Strike up friendships and post get togethers. Singles are welcome to post also. Special rules apply to this forum.
Tue Jan 11, 2011 7:55 pm
Thanks AlpineMike -
I too love it here - best in your search!
Mon Apr 18, 2011 9:37 pm
Perhaps I should remain single. I notice more and more relationship failures amongst others. Too many people are divorced or separated. I guess I'm asking too much and have high standards. So I will live on and let it go. Thank you all for your input. I guess I'll make this an open post now on relationships. Do what you want with it......
Tue Apr 19, 2011 7:25 am
be careful, i noticed just when we decide to stay single - we meet someone . . . . .
i have seen a happy relationship here and there,
i think your decision to live on and let go is a great one, - "the art of allowing" - circumstances will springboard from that place,
don't know much about relationships, all i know to do is, love myself - and sometimes that is difficult! ; ~
Wed Sep 28, 2011 11:51 pm
I think my desire for discovery in life has worn my practical life down to the thickness of tracing paper. I will need an escape very soon. I am too young to live in a post mid-life crisis doomed for destruction. After all...I have not even reached a mid-life crisis yet. I'm free falling. To remain single will bring nothing but the gateway to true loneliness. This is a simple reminder to the ones who wish they were single again.
Thu Sep 29, 2011 6:52 am
"The Law of Attraction says that that which is like unto itself, is drawn. In other words, that which you think, in any moment, attracts unto itself other thoughts that are like it. That is why whenever you are thinking about a subject that is not pleasant, in a very short period of time, most of you, upon any subject that you ponder very long, attract enough supporting data that it does bring forth the essence of the subject of the thought into your experience."
Fri Sep 30, 2011 12:09 am
I think I know what you are talking about Mountaingirl. I once was positive in every action. Everything negative was filtered out or had become positive. I am in a negative state (now) that I leave open for a positive outcome. My negative state only attracts more negative results. Thus, negative equals negative and positive equals positive for attitude.
I just want to meet someone who loves the area I live in. Someone who has a few things in common. Yep. I'm only negative because of my loss of desire and motivation due to failure in near every effort.
Fri Sep 30, 2011 12:28 am
You know AM, it's never too late. Your approach certainly is commendable. You need to stick with your game plan. The alternative is to jump into a relationship that seems good to start and then only deteriorates as the hidden (undesirable aspects of which we are not proud but we all have and thus tend to hide) come out in the "apparent" safety of a relationship. Apparent because of an inability to solve them either through acceptance or help to bring them to closure through resolution. When those can't be addressed positively, the relationship crumbles. I've experienced that more times than I care to recall. Then when I was thinking of just making it on my own since it is so much easier, along comes the girl of my dreams. What's even funnier is that neither one of us was really looking, and we simply stumbled on one another. When we met, we quickly discovered some of our compatibility. We new the big things, but not all the rest. We continue to delight in finding more areas of agreement and dealing with those hidden attributes we have to bring them to closure. The message? It's never too late, patience is important to get what you want and an ability and willingness to communicate and solve differences is of utmost importance. May you stumble in a similar fortuitous way.
Fri Sep 30, 2011 12:53 am
Fri Sep 30, 2011 7:15 am
AM - I think I know exactly where you are. . . . I only share what has been helpful to me.

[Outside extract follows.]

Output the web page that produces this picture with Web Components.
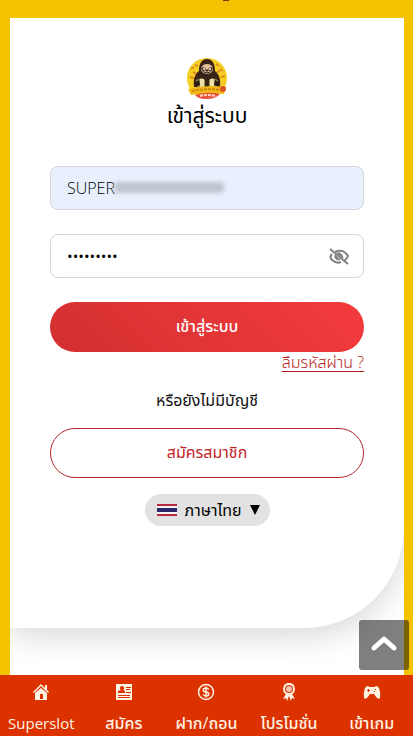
<!DOCTYPE html>
<html lang="th">
<head>
<meta charset="utf-8">
<meta name="viewport" content="width=device-width, initial-scale=1">
<title>Superslot</title>
<style>
  body{
    margin: 0;
    background: #f3c200;
    font-family: "Open Sans", "Noto Sans Thai", "Noto Sans", sans-serif;
    font-size: 16px;
    color: #111;
  }
</style>
</head>
<body>
<slot-app>
  <login-card>
    <sloth-logo slot="logo"></sloth-logo>
    <span slot="title">เข้าสู่ระบบ</span>
    <text-field label="ชื่อผู้ใช้" type="text" value="SUPER" filled masked></text-field>
    <text-field label="รหัสผ่าน" type="password" value="123456789"></text-field>
    <pill-button>เข้าสู่ระบบ</pill-button>
    <forgot-link>ลืมรหัสผ่าน ?</forgot-link>
    <span slot="hint">หรือยังไม่มีบัญชี</span>
    <pill-button slot="signup" outline>สมัครสมาชิก</pill-button>
    <language-select slot="language"></language-select>
  </login-card>
  <scroll-top slot="overlay"></scroll-top>
  <bottom-nav slot="nav">
    <nav-item icon="home" lang="en">Superslot</nav-item>
    <nav-item icon="card">สมัคร</nav-item>
    <nav-item icon="coin">ฝาก/ถอน</nav-item>
    <nav-item icon="award">โปรโมชั่น</nav-item>
    <nav-item icon="game">เข้าเกม</nav-item>
  </bottom-nav>
</slot-app>

<script>
class BaseElement extends HTMLElement{
  constructor(){
    super();
    this.attachShadow({mode: 'open'});
  }

  connectedCallback(){
    this.shadowRoot.innerHTML = `<style>*{ box-sizing: border-box; } ${this.constructor.styles}</style>${this.template()}`;
  }
}

class SlotApp extends BaseElement{
  static get styles(){
    return /* css */ `
      :host{
        display: flex;
        flex-direction: column;
        height: 100vh;
        position: relative;
        overflow: hidden;
      }
      main{
        flex: 1;
        min-height: 0;
        margin: 18px 9px 0 10px;
        background: #fff;
        overflow: hidden;
      }
      .tail{
        position: absolute;
        top: 0;
        left: calc(50% + 16px);
        width: 6px;
        height: 1px;
        background: #7d3508;
      }
    `
  }
  template(){
    return /* html */ `
      <span class="tail"></span>
      <main><slot></slot></main>
      <slot name="overlay"></slot>
      <slot name="nav"></slot>
    `
  }
}

class LoginCard extends BaseElement{
  static get styles(){
    return /* css */ `
      :host{
        display: block;
        background: #fff;
        padding: 40px 40px 102px;
        border-radius: 0 0 100px 0;
        box-shadow: 0 8px 32px rgba(0, 0, 0, .16);
      }
      header{
        display: flex;
        flex-direction: column;
        align-items: center;
        margin-bottom: 36px;
      }
      h1{
        margin: 0;
        font-size: 21px;
        font-weight: 400;
        line-height: 30px;
        color: #000;
      }
      form{
        display: flex;
        flex-direction: column;
        gap: 24px;
      }
      p{
        margin: 16px 0;
        line-height: 24px;
        text-align: center;
      }
      footer{
        display: flex;
        justify-content: center;
        margin-top: 16px;
      }
      ::slotted(forgot-link){ margin-top: -24px; }
    `
  }
  template(){
    return /* html */ `
      <header>
        <slot name="logo"></slot>
        <h1><slot name="title"></slot></h1>
      </header>
      <form><slot></slot></form>
      <p><slot name="hint"></slot></p>
      <slot name="signup"></slot>
      <footer><slot name="language"></slot></footer>
    `
  }
}

class SlothLogo extends BaseElement{
  static get styles(){
    return /* css */ `
      :host{ display: block; height: 42px; }
      svg{ display: block; }
    `
  }
  template(){
    return /* html */ `
      <svg width="42" height="42" viewBox="0 0 42 42" aria-hidden="true">
        <circle cx="21" cy="20" r="20" fill="#f5cf22"/>
        <path d="M5 11l3-2M9 7l3 1M30 6l3 2M34 11l3 2M4 19l4 1M35 19l4-1M7 14l4 2M31 14l3-1" stroke="#e08a25" stroke-width="2"/>
        <path d="M13 13C13 5 16 1 21 1s8 4 8 12c4 3 6 8 5 16H8c-1-8 1-13 5-16z" fill="#392218"/>
        <ellipse cx="21" cy="11" rx="6" ry="5" fill="#dfc099"/>
        <path d="M15 10q3-2 5 1l-3 3zM27 10q-3-2-5 1l3 3z" fill="#3c241b"/>
        <circle cx="18" cy="11" r="1" fill="#fff"/><circle cx="24" cy="11" r="1" fill="#fff"/>
        <path d="M20 12h2v1h-2zM18 14q3 2 6 0" stroke="#2d1813" fill="none"/>
        <path d="M10 22l6-2 3 2v8h-9zM32 22l-6-2-3 2v8h9z" fill="#8f9550"/>
        <path d="M14 21h4v8h-4zM24 21h4v8h-4z" fill="#efe0aa"/>
        <path d="M9 24l4-2 1 5-4 2zM33 24l-4-2-1 5 4 2z" fill="#2d1914"/>
        <path d="M2 31q19-5 38-2l-2 7q-18-2-33 1z" fill="#f1b818"/>
        <path d="M6 33q15-3 29-1" stroke="#cb8910" stroke-width="2" stroke-dasharray="3 1" fill="none"/>
        <path d="M9 37q12-4 25-1-4 5-14 5-8 0-11-4z" fill="#e7503a"/>
        <path d="M14 38q7-2 15 0" stroke="#ffd5c6" stroke-width="2" stroke-dasharray="3 1" fill="none"/>
        <circle cx="37" cy="31" r="3" fill="#df5425"/>
      </svg>
    `
  }
}

class TextField extends BaseElement{
  static get styles(){
    return /* css */ `
      :host{ display: block; position: relative; }
      input{
        display: block;
        width: 100%;
        height: 44px;
        padding: 0 48px 0 16px;
        border: 1px solid #d4d6da;
        border-radius: 8px;
        background: #fff;
        font: inherit;
        font-weight: 300;
        color: #000;
        outline: none;
      }
      input[type="password"]{ font-size: 15px; font-weight: 400; }
      :host([filled]) input{ background: #e8f0fe; }
      .mask{
        position: absolute;
        left: 64px;
        top: 16px;
        width: 110px;
        height: 11px;
        border-radius: 4px;
        background: #bfc5ce;
        filter: blur(2px);
      }
      button{
        position: absolute;
        right: 14px;
        top: 13px;
        padding: 0;
        border: 0;
        background: none;
        color: #808080;
      }
      svg{ display: block; }
    `
  }
  template(){
    const type = this.getAttribute('type');
    const label = this.getAttribute('label');
    return /* html */ `
      <input type="${type}" aria-label="${label}" value="${this.getAttribute('value')}">
      ${this.hasAttribute('masked') ? '<span class="mask"></span>' : ''}
      ${type === 'password' ? `
      <button type="button" aria-label="แสดงรหัสผ่าน">
        <svg width="22" height="20" viewBox="0 0 22 20" fill="none" stroke="currentColor">
          <path d="M7 5Q15 1 20 9q-1 3-4 5" stroke-width="2"/>
          <path d="M4 7Q1 10 4 13q5 4 9 2" stroke-width="2"/>
          <path d="M9 6q5-1 6 5l-5-4" fill="currentColor"/>
          <path d="M7 8q-1 5 5 5z" fill="currentColor"/>
          <path d="M2 2l18 15" stroke-width="2"/>
        </svg>
      </button>` : ''}
    `
  }
}

class PillButton extends BaseElement{
  static get styles(){
    return /* css */ `
      :host{ display: block; }
      button{
        display: block;
        width: 100%;
        height: 50px;
        border: 0;
        border-radius: 25px;
        background: linear-gradient(45deg, #d32f2f, #f43b3e);
        font: inherit;
        font-weight: 500;
        color: #fff;
      }
      :host([outline]) button{
        border: 1px solid #b3262b;
        background: #fff;
        color: #c4232a;
        font-weight: 400;
      }
    `
  }
  template(){
    return `<button type="button"><slot></slot></button>`
  }
}

class ForgotLink extends BaseElement{
  static get styles(){
    return /* css */ `
      :host{ display: block; text-align: right; line-height: 20px; font-weight: 300; }
      a{ color: #b71c1c; text-underline-offset: 3px; }
    `
  }
  template(){
    return `<a href="#forgot"><slot></slot></a>`
  }
}

class LanguageSelect extends BaseElement{
  static get styles(){
    return /* css */ `
      :host{
        display: flex;
        align-items: center;
        gap: 8px;
        height: 32px;
        padding: 0 10px 0 12px;
        border-radius: 16px;
        background: #e2e2e2;
      }
      select{
        appearance: none;
        padding: 0;
        border: 0;
        background: none;
        font: inherit;
        color: #000;
        line-height: 30px;
        outline: none;
      }
      svg{ display: block; }
    `
  }
  template(){
    return /* html */ `
      <svg width="20" height="14" viewBox="0 0 20 14" aria-hidden="true">
        <path fill="#f5f5f8" d="M0 0h20v14H0z"/>
        <path fill="#b8293d" d="M0 1h20v2H0zM0 11h20v2H0z"/>
        <path fill="#29266b" d="M0 5h20v4H0z"/>
        <path fill="#e2e2e2" d="M0 0h20v1H0zM0 13h20v1H0z"/>
      </svg>
      <select aria-label="ภาษา"><option>ภาษาไทย</option></select>
      <svg width="10" height="10" viewBox="0 0 10 10" aria-hidden="true"><path d="M0 0h10L5 10z"/></svg>
    `
  }
}

class ScrollTop extends BaseElement{
  static get styles(){
    return /* css */ `
      :host{ position: absolute; right: 4px; bottom: 66px; }
      button{
        display: grid;
        place-items: center;
        width: 50px;
        height: 50px;
        padding: 0;
        border: 0;
        border-radius: 3px;
        background: rgba(0, 0, 0, .5);
      }
    `
  }
  template(){
    return /* html */ `
      <button type="button" aria-label="กลับขึ้นด้านบน">
        <svg width="26" height="20" viewBox="0 0 26 20" fill="none" stroke="#fff" stroke-width="5" stroke-linecap="round" stroke-linejoin="round"><path d="M3 13l10-9 10 9"/></svg>
      </button>
    `
  }
}

class BottomNav extends BaseElement{
  static get styles(){
    return /* css */ `
      :host{ display: block; background: #dc3200; }
      nav{ display: grid; grid-template-columns: repeat(5, 1fr); height: 61px; }
    `
  }
  template(){
    return `<nav><slot></slot></nav>`
  }
}

const icons = {
  home: '<path d="M9 1L1 9l1 1 7-7 7 7 1-1-2-2V2h-2v3z"/><path fill-rule="evenodd" d="M9 5l-6 5v7h12v-7zM8 11h3v5H8z"/>',
  card: '<path fill-rule="evenodd" d="M1 1h16v16H1zM3 10h7V8L8 7l1-1V4L7 3 5 4v2l1 1-3 1zM11 4v1h5V4zM11 6v1h4V6zM11 9v1h5V9zM3 12v1h12v-1zM3 14v1h12v-1z"/>',
  coin: '<circle cx="9" cy="9" r="7.500" fill="none" stroke="currentColor" stroke-width="1.500"/><path d="M11.800 6.500Q11 5 9 5 6.300 5 6.300 7T9 9t2.700 2T9 13q-2 0-2.800-1.500M9 3.500v11" fill="none" stroke="currentColor" stroke-width="1.500"/>',
  award: '<path fill-rule="evenodd" d="M7 0h4l3 2 1 4-1 4-2 1 3 5-3-1-1 3-2-5-2 5-1-3-3 1 3-5-2-1-1-4 1-4zM9 2a4 4 0 1 0 0 8 4 4 0 0 0 0-8z"/><circle cx="9" cy="6" r="3" fill="#f6c4b4"/>',
  game: '<path fill-rule="evenodd" d="M4 3l3 1h4l3-1 2 2q2 5 1 10-1 1-3 0l-3-4H7l-3 4q-2 1-3 0Q0 10 2 5zM5 6v1H4v1h1v1h1V8h1V7H6V6zM12 6v1h1V6zM11 8v1h1V8z"/>'
};

class NavItem extends BaseElement{
  static get styles(){
    return /* css */ `
      :host{ display: block; min-width: 0; }
      a{
        display: flex;
        flex-direction: column;
        align-items: center;
        gap: 9px;
        padding-top: 8px;
        color: #fff3e4;
        font-size: 16px;
        font-weight: 500;
        line-height: 26px;
        text-decoration: none;
        white-space: nowrap;
      }
      :host(:lang(en)) a{ font-size: 15px; font-weight: 400; }
      svg{ display: block; flex: none; }
    `
  }
  template(){
    return /* html */ `
      <a href="#${this.getAttribute('icon')}">
        <svg width="18" height="18" viewBox="0 0 18 18" fill="currentColor" aria-hidden="true">${icons[this.getAttribute('icon')]}</svg>
        <span><slot></slot></span>
      </a>
    `
  }
}

customElements.define('slot-app', SlotApp);
customElements.define('login-card', LoginCard);
customElements.define('sloth-logo', SlothLogo);
customElements.define('text-field', TextField);
customElements.define('pill-button', PillButton);
customElements.define('forgot-link', ForgotLink);
customElements.define('language-select', LanguageSelect);
customElements.define('scroll-top', ScrollTop);
customElements.define('bottom-nav', BottomNav);
customElements.define('nav-item', NavItem);
</script>
</body>
</html>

I too have been lonely due to being single. I have come to realize, single was my state of mind and became my focus - which expanded.
I still am technically "single" but have surrounded myself with people and places that I love and am no longer "single", in my new sense of the word. I believe that as long as I remember my priority - being happy, and have faith, the right person / people will show up.
I also believe you are exactly where you need to be - feeling the negative, which makes the positive so much more intense.
I am learning - a process - to share myself; one of my best friends once told me I was selfish in not sharing myself with others - I now know what she meant.
I have come to love my "single" life, as it also allows me to think of some alternatives:)
I still have feelings of loneliness, which is my opportunity to feel it, practice allowing and let it be, knowing, this too shall pass.
I too love where we live; I hike my dog every day if you'd like to share a hike and maybe a laugh or two: ),
Fri Sep 30, 2011 7:48 am
Being single isn't bad. After 25 years of marriage, I really like being single
I have found that loneliness is fairly easy to overcome. Get involved in the community, volunteer! There are many opportunities to get involved with others in things that interest you. You will meet many great people and form new friendships.
And the enjoyment you get from helping others helps you to feel better about yourself.